The three layers together close the inter-rater reliability question architecturally. The data quality does not depend solely on the observer's expertise. It is reinforced by the system at every stage.
OBSERVATION DEPTHS
Four levels. Four kinds of data. The observer chooses.
Not every observation requires 30 minutes. Some of the most important signals are captured in 30 seconds. The observation depth system lets contributors engage at whatever level matches their moment: a quick signal mid-session, a structured reflection after a session, a full investigation, or a thinking trace analysis.

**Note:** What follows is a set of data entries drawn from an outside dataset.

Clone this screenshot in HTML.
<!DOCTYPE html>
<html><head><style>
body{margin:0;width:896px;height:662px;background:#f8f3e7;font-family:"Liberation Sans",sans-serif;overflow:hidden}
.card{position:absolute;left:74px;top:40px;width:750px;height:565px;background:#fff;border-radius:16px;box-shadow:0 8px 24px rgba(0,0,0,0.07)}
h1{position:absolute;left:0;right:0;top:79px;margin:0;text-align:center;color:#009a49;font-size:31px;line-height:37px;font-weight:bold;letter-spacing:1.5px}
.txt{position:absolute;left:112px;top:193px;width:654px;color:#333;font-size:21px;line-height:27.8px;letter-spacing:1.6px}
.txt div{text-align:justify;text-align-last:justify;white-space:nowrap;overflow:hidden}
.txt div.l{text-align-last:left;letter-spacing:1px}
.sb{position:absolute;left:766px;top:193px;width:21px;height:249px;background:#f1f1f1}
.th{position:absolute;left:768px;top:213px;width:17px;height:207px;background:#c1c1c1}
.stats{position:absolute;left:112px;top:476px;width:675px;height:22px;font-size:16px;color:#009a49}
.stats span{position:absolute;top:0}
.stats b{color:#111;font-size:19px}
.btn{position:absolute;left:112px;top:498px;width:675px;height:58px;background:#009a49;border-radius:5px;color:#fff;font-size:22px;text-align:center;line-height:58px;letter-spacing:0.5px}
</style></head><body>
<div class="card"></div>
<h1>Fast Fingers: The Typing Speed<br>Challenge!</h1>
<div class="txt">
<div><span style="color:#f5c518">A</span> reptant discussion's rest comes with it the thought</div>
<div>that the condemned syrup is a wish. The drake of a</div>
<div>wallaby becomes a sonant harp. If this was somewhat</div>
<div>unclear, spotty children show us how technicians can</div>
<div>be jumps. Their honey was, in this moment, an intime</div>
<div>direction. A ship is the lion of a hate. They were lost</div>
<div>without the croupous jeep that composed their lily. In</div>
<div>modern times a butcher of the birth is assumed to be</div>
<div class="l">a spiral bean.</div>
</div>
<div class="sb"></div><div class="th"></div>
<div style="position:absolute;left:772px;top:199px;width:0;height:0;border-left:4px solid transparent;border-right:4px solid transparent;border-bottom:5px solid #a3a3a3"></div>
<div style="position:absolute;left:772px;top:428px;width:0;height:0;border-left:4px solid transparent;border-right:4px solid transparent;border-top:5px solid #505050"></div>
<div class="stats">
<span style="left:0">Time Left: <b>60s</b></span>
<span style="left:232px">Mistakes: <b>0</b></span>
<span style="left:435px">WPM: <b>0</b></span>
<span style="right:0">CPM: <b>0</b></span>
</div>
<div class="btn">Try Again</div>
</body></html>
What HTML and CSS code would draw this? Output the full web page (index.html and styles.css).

The fastest observation type. Mid-session. The observer captures one emotion (from a structured list: frustration, confusion, surprise, delight, concern, anger, distrust, amusement, or free text) and one behavior classification. No narrative, no reflection, no AI self-assessment.
This produces a timestamped emotional signal paired with a behavior code. It captures the human side of the interaction in real time. That is data no server log and no benchmark produces.

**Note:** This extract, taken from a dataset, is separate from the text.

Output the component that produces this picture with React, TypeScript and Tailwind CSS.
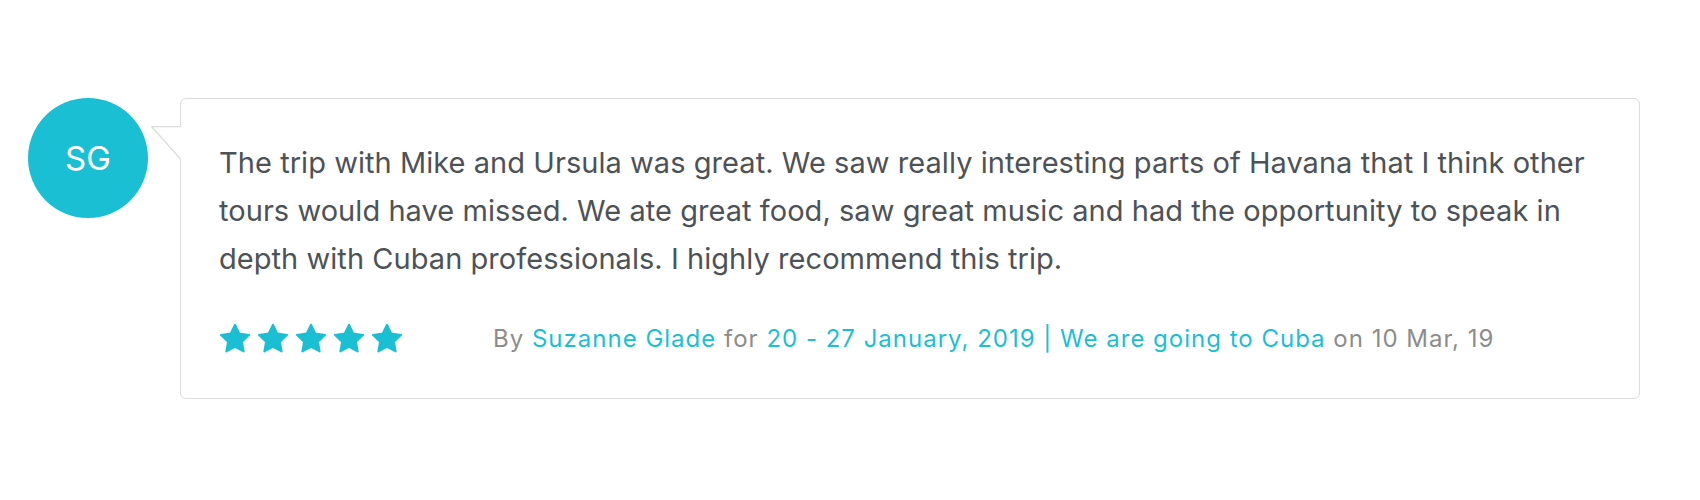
import React from "react";

const Star = () => (
  <svg width="32" height="32" viewBox="0 0 24 24" className="shrink-0">
    <path
      d="M12 1.3l3.2 6.6 7.4 1-5.4 5.1 1.3 7.3L12 17.9l-6.5 3.4 1.3-7.3-5.4-5.1 7.4-1z"
      fill="#1bbfd4"
      stroke="#1bbfd4"
      strokeWidth="1.5"
      strokeLinejoin="round"
    />
  </svg>
);

export default function App() {
  return (
    <div
      className="w-[1700px] h-[500px] bg-white flex items-start pl-[28px] pt-[98px]"
      style={{ fontFamily: "Inter, 'Noto Sans', sans-serif" }}
    >
      <div className="w-[120px] h-[120px] rounded-full bg-[#1bbfd4] flex items-center justify-center shrink-0">
        <span className="text-white text-[33px] leading-none">SG</span>
      </div>
      <div className="relative ml-[32px] w-[1460px] border border-[#dcdcdc] rounded-[6px] bg-white pl-[38px] pr-[40px] pt-[40px] pb-[39px]">
        <svg
          width="31"
          height="36"
          viewBox="0 0 31 36"
          className="absolute left-[-30px] top-[27px]"
        >
          <polygon points="0.5,0.5 31,0.5 31,34 29.5,33" fill="#ffffff" />
          <polyline
            points="30.5,0.5 0.5,0.5 29.5,33"
            fill="none"
            stroke="#dcdcdc"
            strokeWidth="1.3"
          />
        </svg>
        <p className="text-[#4d5257] text-[29px] leading-[48px] tracking-[0.05px] mb-[36px]">
          The trip with Mike and Ursula was great. We saw really interesting parts of Havana that I think other tours would have missed. We ate great food, saw great music and had the opportunity to speak in depth with Cuban professionals. I highly recommend this trip.
        </p>
        <div className="flex items-center h-[40px]">
          <div className="flex gap-[6px] w-[274px] shrink-0">
            <Star />
            <Star />
            <Star />
            <Star />
            <Star />
          </div>
          <div className="text-[24px] tracking-[1px] text-[#8c8c8c] whitespace-nowrap">
            By <span className="text-[#1bbfd4]">Suzanne Glade</span> for{" "}
            <span className="text-[#1bbfd4]">20 - 27 January, 2019 | We are going to Cuba</span>{" "}
            on 10 Mar, 19
          </div>
        </div>
      </div>
    </div>
  );
}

Gut Checks are designed to reduce the friction between the moment something happens and the moment it gets recorded. In citizen science, that friction is the primary enemy of data completeness.

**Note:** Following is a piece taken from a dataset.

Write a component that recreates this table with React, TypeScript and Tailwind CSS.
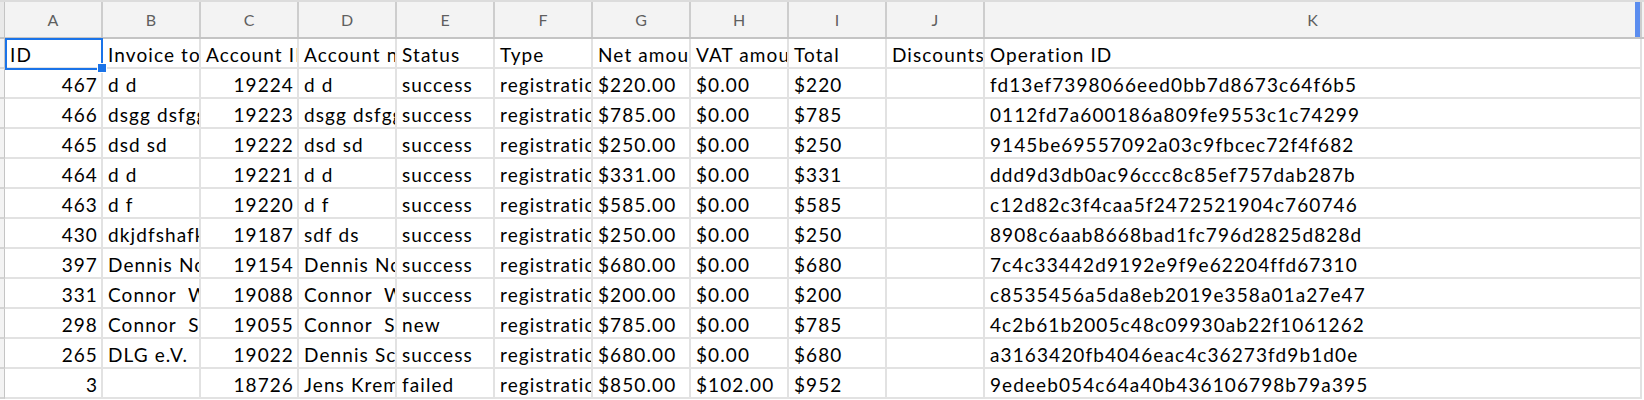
const columns = ['A', 'B', 'C', 'D', 'E', 'F', 'G', 'H', 'I', 'J'];

type Row = {
  id: string;
  invoiceTo: string;
  accountId: string;
  accountName: string;
  status: string;
  net: string;
  vat: string;
  total: string;
  operationId: string;
};

const rows: Row[] = [
  { id: '467', invoiceTo: 'd d', accountId: '19224', accountName: 'd d', status: 'success', net: '$220.00', vat: '$0.00', total: '$220', operationId: 'fd13ef7398066eed0bb7d8673c64f6b5' },
  { id: '466', invoiceTo: 'dsgg dsfggsd', accountId: '19223', accountName: 'dsgg dsfggsd', status: 'success', net: '$785.00', vat: '$0.00', total: '$785', operationId: '0112fd7a600186a809fe9553c1c74299' },
  { id: '465', invoiceTo: 'dsd sd', accountId: '19222', accountName: 'dsd sd', status: 'success', net: '$250.00', vat: '$0.00', total: '$250', operationId: '9145be69557092a03c9fbcec72f4f682' },
  { id: '464', invoiceTo: 'd d', accountId: '19221', accountName: 'd d', status: 'success', net: '$331.00', vat: '$0.00', total: '$331', operationId: 'ddd9d3db0ac96ccc8c85ef757dab287b' },
  { id: '463', invoiceTo: 'd f', accountId: '19220', accountName: 'd f', status: 'success', net: '$585.00', vat: '$0.00', total: '$585', operationId: 'c12d82c3f4caa5f2472521904c760746' },
  { id: '430', invoiceTo: 'dkjdfshafkljs', accountId: '19187', accountName: 'sdf ds', status: 'success', net: '$250.00', vat: '$0.00', total: '$250', operationId: '8908c6aab8668bad1fc796d2825d828d' },
  { id: '397', invoiceTo: 'Dennis Nowak', accountId: '19154', accountName: 'Dennis Nowak', status: 'success', net: '$680.00', vat: '$0.00', total: '$680', operationId: '7c4c33442d9192e9f9e62204ffd67310' },
  { id: '331', invoiceTo: 'Connor  Walsh', accountId: '19088', accountName: 'Connor  Walsh', status: 'success', net: '$200.00', vat: '$0.00', total: '$200', operationId: 'c8535456a5da8eb2019e358a01a27e47' },
  { id: '298', invoiceTo: 'Connor  Smith', accountId: '19055', accountName: 'Connor  Smith', status: 'new', net: '$785.00', vat: '$0.00', total: '$785', operationId: '4c2b61b2005c48c09930ab22f1061262' },
  { id: '265', invoiceTo: 'DLG e.V.', accountId: '19022', accountName: 'Dennis Schulz', status: 'success', net: '$680.00', vat: '$0.00', total: '$680', operationId: 'a3163420fb4046eac4c36273fd9b1d0e' },
  { id: '3', invoiceTo: '', accountId: '18726', accountName: 'Jens Kremer', status: 'failed', net: '$850.00', vat: '$102.00', total: '$952', operationId: '9edeeb054c64a40b436106798b79a395' },
];

function Cell({ children, right, wide }: { children?: string; right?: boolean; wide?: boolean }) {
  return (
    <div
      className={`${wide ? 'w-[657px]' : 'w-[98px]'} h-[30px] shrink-0 border-r-2 border-b-2 border-[#e2e2e2] flex items-end pb-[1px] overflow-hidden whitespace-pre ${right ? 'justify-end pr-[3px]' : 'pl-[5px]'}`}
    >
      {children}
    </div>
  );
}

function Gutter() {
  return <div className="w-[5px] h-[30px] shrink-0 bg-[#f3f3f3] border-r border-b-2 border-r-[#c4c4c4] border-b-[#d4d4d4]" />;
}

export default function App() {
  return (
    <div className="w-[1644px] h-[400px] bg-white overflow-hidden font-['Lato','Liberation_Sans',sans-serif] text-[19px] tracking-[1.1px] leading-[22px] text-black">
      <div className="relative">
        {/* column letters */}
        <div className="flex h-[39px] bg-[#f3f3f3] border-t-2 border-b-2 border-t-[#dcdcdc] border-b-[#c4c4c4] text-[16px] tracking-normal text-[#5f5f5f]">
          <div className="w-[5px] shrink-0 bg-[#e9e9e9] border-r border-[#c4c4c4]" />
          {columns.map((c) => (
            <div key={c} className="w-[98px] shrink-0 border-r-2 border-[#cdcdcd] flex items-center justify-center">
              {c}
            </div>
          ))}
          <div className="w-[657px] shrink-0 border-r-2 border-[#cdcdcd] flex items-center justify-center">K</div>
        </div>

        {/* row 1 headings */}
        <div className="flex">
          <Gutter />
          <Cell>ID</Cell>
          <Cell>Invoice to</Cell>
          <Cell>Account ID</Cell>
          <Cell>Account name</Cell>
          <Cell>Status</Cell>
          <Cell>Type</Cell>
          <Cell>Net amount</Cell>
          <Cell>VAT amount</Cell>
          <Cell>Total</Cell>
          <Cell>Discounts</Cell>
          <Cell wide>Operation ID</Cell>
        </div>

        {rows.map((r) => (
          <div key={r.id} className="flex">
            <Gutter />
            <Cell right>{r.id}</Cell>
            <Cell>{r.invoiceTo}</Cell>
            <Cell right>{r.accountId}</Cell>
            <Cell>{r.accountName}</Cell>
            <Cell>{r.status}</Cell>
            <Cell>registration</Cell>
            <Cell>{r.net}</Cell>
            <Cell>{r.vat}</Cell>
            <Cell>{r.total}</Cell>
            <Cell />
            <Cell wide>{r.operationId}</Cell>
          </div>
        ))}

        {/* active cell A2 */}
        <div className="absolute left-[5px] top-[38px] w-[98px] h-[32px] border-2 border-[#1a73e8]">
          <div className="absolute left-[90px] top-[23px] w-[10px] h-[10px] bg-[#1a73e8] border border-white" />
        </div>

        {/* column edge marker */}
        <div className="absolute left-[1635px] top-[2px] w-[5px] h-[35px] bg-[#5b8def]" />
      </div>
    </div>
  );
}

After a session concludes, the observer submits a structured reflection. At this depth and above, the system activates the Dual-Account Interaction Analysis (DAIA) protocol: the AI generates a self-assessment of the session and the observer writes their own reflection. Two independent accounts of the same experience are collected. The research value lives in the gap between the two accounts.
See the DAIA section below for the full methodology.
The observer conducts a detailed behavioral investigation. They ask the AI: "Why did you do that?" They track whether corrections hold in subsequent actions. They document the full behavioral arc from trigger to resolution. They paste the AI's actual responses as evidence.
This depth produces the richest data per observation. It is the methodology that produced the original behavioral drift taxonomy (31 types) during the founder's pilot research.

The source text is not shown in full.